>> START Data shown
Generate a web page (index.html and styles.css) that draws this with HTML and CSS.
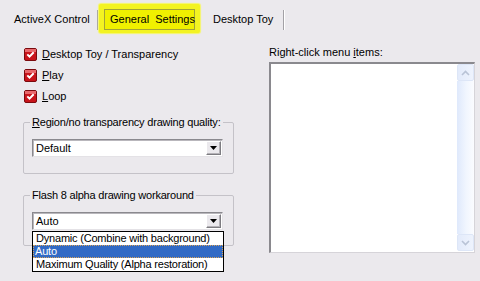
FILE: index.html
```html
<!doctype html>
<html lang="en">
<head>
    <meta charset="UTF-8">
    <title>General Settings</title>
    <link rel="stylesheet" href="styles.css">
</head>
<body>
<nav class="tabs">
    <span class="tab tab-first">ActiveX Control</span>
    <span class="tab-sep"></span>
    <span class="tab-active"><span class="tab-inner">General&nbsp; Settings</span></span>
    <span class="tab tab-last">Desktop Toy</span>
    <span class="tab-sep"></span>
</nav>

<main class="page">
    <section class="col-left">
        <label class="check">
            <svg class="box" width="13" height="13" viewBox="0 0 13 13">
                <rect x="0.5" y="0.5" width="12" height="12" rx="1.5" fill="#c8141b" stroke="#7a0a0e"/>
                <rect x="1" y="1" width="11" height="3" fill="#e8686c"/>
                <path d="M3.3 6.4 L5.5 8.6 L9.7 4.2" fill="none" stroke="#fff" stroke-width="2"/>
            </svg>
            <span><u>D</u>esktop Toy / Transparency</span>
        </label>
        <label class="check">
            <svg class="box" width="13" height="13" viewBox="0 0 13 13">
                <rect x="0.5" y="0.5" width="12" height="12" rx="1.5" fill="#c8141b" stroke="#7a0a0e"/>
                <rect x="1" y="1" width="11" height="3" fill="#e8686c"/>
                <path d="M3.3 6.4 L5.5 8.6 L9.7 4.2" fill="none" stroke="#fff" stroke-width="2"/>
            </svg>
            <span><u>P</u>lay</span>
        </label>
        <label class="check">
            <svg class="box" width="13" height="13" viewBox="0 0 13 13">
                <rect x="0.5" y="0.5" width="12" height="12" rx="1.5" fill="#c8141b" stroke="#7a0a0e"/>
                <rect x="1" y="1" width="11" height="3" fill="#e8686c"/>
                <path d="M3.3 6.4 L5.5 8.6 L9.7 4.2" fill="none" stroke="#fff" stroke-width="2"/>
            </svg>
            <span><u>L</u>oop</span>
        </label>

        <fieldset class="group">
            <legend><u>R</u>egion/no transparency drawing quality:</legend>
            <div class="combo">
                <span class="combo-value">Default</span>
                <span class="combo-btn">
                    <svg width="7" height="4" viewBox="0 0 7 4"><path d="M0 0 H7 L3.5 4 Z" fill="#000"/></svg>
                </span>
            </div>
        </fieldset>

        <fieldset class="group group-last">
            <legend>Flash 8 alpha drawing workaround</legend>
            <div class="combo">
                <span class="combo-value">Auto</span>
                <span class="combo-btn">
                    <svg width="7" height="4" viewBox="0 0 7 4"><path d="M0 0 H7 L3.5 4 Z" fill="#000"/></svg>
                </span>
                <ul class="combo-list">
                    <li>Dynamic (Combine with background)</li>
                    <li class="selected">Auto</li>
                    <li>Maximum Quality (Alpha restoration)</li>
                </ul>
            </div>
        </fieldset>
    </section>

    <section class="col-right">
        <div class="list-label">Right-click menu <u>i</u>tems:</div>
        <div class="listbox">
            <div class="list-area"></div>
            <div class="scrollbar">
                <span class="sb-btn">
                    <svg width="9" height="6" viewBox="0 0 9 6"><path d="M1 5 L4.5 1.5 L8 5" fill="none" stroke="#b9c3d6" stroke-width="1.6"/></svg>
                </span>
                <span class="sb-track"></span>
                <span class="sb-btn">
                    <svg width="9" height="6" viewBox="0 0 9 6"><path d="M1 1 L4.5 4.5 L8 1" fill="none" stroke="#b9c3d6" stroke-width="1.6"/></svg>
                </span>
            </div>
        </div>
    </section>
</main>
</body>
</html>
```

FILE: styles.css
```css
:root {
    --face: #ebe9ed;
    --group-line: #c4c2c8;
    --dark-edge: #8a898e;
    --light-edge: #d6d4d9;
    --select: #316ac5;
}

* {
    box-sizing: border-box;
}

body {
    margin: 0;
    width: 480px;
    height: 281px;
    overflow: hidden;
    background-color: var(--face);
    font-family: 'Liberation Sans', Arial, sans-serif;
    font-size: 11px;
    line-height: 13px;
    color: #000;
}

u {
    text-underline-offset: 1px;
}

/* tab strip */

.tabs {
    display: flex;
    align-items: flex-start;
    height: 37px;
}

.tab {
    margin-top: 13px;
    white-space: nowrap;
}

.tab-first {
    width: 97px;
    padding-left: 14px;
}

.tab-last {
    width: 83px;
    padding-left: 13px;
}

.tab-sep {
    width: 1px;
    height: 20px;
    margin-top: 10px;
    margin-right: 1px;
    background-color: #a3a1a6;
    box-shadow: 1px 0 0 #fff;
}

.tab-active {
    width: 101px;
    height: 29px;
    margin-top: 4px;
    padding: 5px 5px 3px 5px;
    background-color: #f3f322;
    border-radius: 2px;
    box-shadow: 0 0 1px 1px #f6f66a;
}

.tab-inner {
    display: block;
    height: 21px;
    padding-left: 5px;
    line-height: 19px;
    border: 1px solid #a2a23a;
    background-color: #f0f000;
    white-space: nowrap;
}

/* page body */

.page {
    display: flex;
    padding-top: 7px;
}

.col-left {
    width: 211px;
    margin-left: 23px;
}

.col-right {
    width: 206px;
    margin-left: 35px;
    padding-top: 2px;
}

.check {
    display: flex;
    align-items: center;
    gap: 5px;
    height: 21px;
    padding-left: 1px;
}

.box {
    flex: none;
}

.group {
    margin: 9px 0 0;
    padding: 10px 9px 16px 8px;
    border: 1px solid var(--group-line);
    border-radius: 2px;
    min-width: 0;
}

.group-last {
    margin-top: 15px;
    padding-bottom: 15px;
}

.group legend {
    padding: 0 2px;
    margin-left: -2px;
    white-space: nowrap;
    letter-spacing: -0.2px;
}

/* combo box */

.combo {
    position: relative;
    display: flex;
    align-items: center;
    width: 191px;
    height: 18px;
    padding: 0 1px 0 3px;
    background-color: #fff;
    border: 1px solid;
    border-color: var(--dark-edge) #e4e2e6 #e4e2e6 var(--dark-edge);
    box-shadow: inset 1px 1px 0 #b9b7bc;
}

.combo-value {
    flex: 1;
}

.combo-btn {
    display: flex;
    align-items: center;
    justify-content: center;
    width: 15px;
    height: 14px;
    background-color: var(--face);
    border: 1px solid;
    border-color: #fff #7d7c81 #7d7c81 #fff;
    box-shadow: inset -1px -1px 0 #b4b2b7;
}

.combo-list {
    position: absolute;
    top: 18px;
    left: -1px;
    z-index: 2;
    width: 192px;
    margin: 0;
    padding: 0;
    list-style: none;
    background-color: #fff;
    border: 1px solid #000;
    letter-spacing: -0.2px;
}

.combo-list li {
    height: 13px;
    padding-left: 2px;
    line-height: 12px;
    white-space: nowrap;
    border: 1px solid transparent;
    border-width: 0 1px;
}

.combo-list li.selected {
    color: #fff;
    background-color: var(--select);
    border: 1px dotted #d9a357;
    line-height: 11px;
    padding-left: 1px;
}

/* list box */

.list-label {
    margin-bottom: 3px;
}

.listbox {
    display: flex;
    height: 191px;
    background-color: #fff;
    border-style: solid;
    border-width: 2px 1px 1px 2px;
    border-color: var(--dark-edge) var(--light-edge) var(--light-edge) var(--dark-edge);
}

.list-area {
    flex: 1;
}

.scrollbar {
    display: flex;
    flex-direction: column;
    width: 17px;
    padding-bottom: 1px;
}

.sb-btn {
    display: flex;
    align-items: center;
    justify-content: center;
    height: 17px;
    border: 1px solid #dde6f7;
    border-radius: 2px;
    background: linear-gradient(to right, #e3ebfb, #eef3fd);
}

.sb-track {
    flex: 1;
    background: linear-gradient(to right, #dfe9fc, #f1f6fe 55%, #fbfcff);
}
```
>> END Data shown
>> START Data shown
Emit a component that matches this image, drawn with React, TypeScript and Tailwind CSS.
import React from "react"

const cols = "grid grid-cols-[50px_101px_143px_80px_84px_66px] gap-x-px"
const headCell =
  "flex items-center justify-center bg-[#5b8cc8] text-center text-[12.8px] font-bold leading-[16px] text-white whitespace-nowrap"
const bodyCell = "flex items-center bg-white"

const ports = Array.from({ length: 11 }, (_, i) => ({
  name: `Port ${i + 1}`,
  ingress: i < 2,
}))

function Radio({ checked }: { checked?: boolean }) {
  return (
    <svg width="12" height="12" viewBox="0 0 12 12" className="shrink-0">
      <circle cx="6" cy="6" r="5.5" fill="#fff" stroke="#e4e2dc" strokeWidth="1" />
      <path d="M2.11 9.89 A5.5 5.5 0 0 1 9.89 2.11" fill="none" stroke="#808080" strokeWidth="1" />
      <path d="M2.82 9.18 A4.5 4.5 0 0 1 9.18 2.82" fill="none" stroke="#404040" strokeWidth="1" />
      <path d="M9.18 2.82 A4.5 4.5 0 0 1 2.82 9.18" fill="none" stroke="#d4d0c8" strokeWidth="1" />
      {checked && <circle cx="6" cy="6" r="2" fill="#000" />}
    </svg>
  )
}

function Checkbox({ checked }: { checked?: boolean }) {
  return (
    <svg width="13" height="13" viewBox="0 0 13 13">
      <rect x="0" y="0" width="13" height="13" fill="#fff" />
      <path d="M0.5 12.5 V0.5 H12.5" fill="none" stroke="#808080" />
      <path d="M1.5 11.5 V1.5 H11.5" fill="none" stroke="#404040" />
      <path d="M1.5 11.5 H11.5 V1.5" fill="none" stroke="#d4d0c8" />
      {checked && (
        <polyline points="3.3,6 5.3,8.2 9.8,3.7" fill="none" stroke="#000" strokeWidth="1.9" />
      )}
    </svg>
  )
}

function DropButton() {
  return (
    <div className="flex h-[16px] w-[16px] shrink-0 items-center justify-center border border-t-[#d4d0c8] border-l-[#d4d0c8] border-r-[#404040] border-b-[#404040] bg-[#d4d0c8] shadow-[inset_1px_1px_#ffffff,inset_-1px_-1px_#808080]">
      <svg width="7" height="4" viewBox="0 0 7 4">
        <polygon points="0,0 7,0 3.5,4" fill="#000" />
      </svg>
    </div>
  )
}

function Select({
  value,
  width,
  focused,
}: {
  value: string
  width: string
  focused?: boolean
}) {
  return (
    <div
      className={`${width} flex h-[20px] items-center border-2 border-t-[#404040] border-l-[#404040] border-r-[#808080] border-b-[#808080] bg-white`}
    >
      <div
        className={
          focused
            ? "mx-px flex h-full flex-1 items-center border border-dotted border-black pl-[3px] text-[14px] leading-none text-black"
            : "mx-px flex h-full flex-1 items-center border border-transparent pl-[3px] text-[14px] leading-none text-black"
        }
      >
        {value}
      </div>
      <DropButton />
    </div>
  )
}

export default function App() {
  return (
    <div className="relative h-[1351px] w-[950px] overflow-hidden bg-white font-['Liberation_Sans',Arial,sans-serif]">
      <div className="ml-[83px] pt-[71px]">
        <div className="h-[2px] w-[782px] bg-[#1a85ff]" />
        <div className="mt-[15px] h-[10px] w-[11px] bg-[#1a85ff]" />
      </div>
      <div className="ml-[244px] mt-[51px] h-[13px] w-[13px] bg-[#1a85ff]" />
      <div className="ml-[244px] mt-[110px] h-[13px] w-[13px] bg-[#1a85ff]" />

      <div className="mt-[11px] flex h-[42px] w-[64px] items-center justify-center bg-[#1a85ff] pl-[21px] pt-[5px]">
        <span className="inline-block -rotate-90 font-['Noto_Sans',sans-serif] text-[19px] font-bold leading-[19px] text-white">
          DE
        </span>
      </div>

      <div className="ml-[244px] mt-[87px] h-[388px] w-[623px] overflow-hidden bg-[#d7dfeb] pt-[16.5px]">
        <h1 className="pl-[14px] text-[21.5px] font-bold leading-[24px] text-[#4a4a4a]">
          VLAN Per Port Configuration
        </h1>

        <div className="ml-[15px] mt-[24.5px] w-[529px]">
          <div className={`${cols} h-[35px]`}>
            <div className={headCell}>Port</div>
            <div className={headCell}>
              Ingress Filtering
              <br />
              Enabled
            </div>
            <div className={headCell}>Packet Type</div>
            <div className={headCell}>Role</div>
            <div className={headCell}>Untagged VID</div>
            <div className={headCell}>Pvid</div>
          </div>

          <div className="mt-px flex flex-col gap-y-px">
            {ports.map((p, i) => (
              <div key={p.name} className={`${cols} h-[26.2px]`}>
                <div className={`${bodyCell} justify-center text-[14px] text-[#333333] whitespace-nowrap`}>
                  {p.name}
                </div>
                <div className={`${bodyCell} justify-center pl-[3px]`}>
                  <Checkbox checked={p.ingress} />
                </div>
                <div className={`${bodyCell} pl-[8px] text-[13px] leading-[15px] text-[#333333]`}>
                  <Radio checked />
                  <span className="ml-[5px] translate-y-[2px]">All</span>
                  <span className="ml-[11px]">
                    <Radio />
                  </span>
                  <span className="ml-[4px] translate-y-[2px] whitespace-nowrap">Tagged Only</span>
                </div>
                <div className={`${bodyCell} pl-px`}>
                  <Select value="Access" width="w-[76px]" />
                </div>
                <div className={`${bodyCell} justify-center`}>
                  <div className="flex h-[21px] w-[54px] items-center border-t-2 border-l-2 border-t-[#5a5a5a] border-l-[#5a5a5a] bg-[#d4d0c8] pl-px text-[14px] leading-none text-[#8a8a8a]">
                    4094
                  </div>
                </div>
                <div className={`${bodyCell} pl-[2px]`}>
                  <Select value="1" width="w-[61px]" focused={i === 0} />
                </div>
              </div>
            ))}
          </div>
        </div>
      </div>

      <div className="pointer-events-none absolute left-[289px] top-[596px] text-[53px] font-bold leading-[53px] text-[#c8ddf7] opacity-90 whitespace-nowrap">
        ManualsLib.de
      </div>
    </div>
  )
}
>> END Data shown
>> START Data shown
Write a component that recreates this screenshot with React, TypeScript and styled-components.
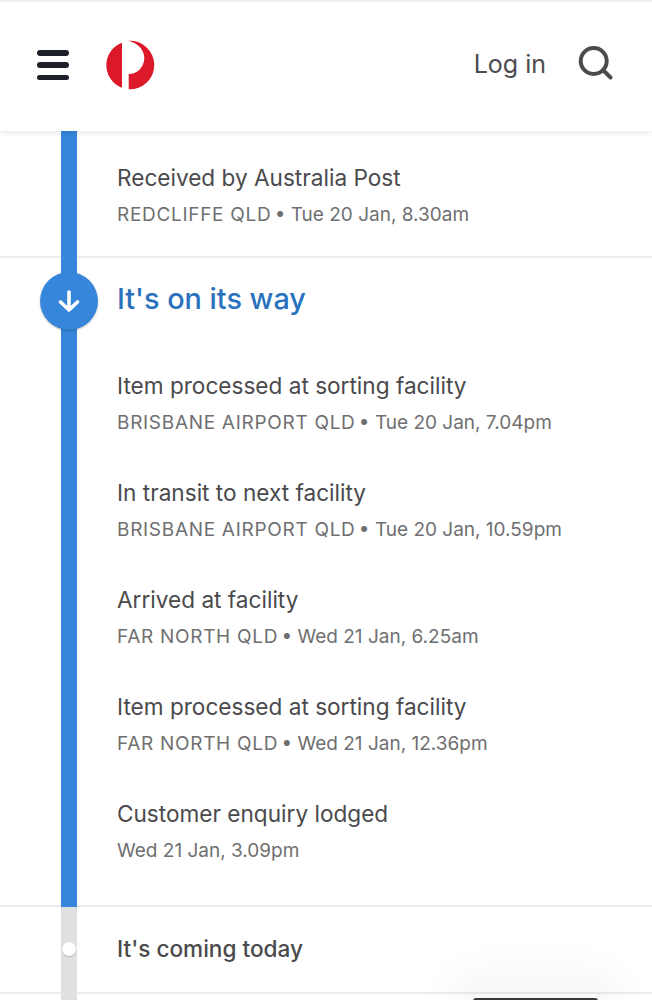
>> END Data shown
• **The request**: Go through the lines above. Select every one that has the string "TypeScript".

• **Exercise output**:
Emit a component that matches this image, drawn with React, TypeScript and Tailwind CSS.
Write a component that recreates this screenshot with React, TypeScript and styled-components.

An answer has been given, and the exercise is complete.